Если все вышеприведенные его рассуждения мы можем уверенно отнести к «реализму» умеренному, проливающему свет на логико-гносеологический аспект проблемы, то сам он в основном сводит свои решения к онтологии. «Универсалии, – говорит Варфоломей, – взятые сами по себе, не рождаются и не уничтожаются, а являются вечными. Частные же вещи рождаются, уничтожаются и изменяются»[17]. Для него нет никаких сомнений в том, что универсалии существуют реально, «ибо общее определяется существованием, так как именно общее и есть то, что обладает естественной способностью находиться во множестве, как, например, человек, который находится во множестве единичных людей»[18].

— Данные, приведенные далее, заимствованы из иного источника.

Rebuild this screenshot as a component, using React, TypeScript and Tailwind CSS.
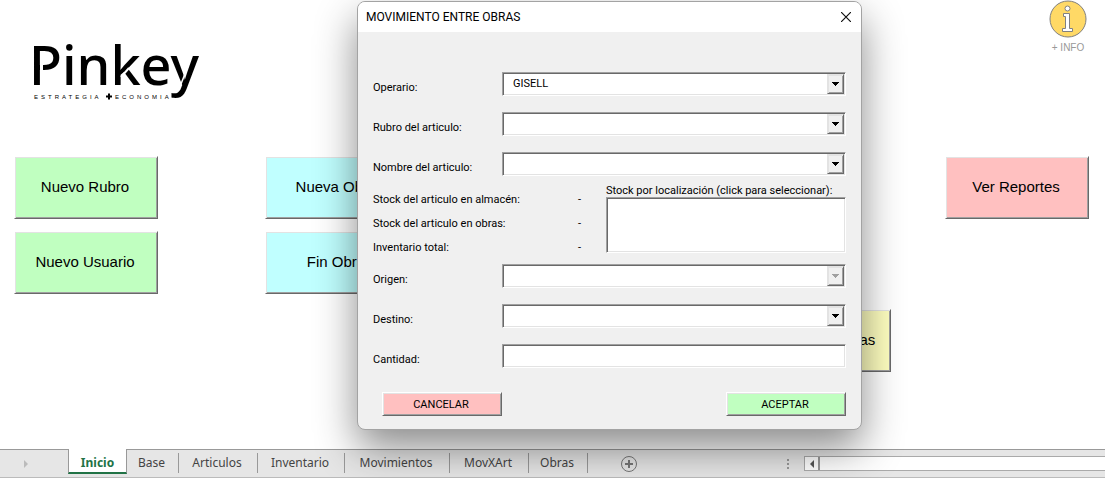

Этим же путем идет и Петр Арагонский, который вслед за Варфоломеем, с позиций томистического умеренного «реализма», решает вопрос о природе универсалий. Он считает, что» универсалии, то есть род и вид, находятся в вещах реально, а затем в познающем их человеческом разуме. Так, он утверждает, что «вид, находящийся во множестве (единичных вещей), то есть общее, существует от природы, ибо природа тайно проявляется в них»[19]. Разъясняя это положение в своем толковании «Книги о шести началах» Гильберта Порретанского, он говорит: «Кое-кто сомневался, каким это образом природа порождает общее? И он (Гильберт) отвечает, что (рождает) тайно, как и другие свои силы, продуцируя общее посредством рождения частных вещей, как и творец созданий тайно действующий в природе, то есть производя из ничего (непосредственно) или через какое-либо внешнее начало»[20]. Созданная богом природа наделена им и творящей силой. Она порождает множество частных вещей соответственно общим понятиям рода и вида. Однако частные вещи находятся в процессе возникновения и уничтожения, в то время как общее не погибает, так как «с уничтожением частных вещей общие (сущие) не уничтожаются по той причине, что они являются вечными»[21].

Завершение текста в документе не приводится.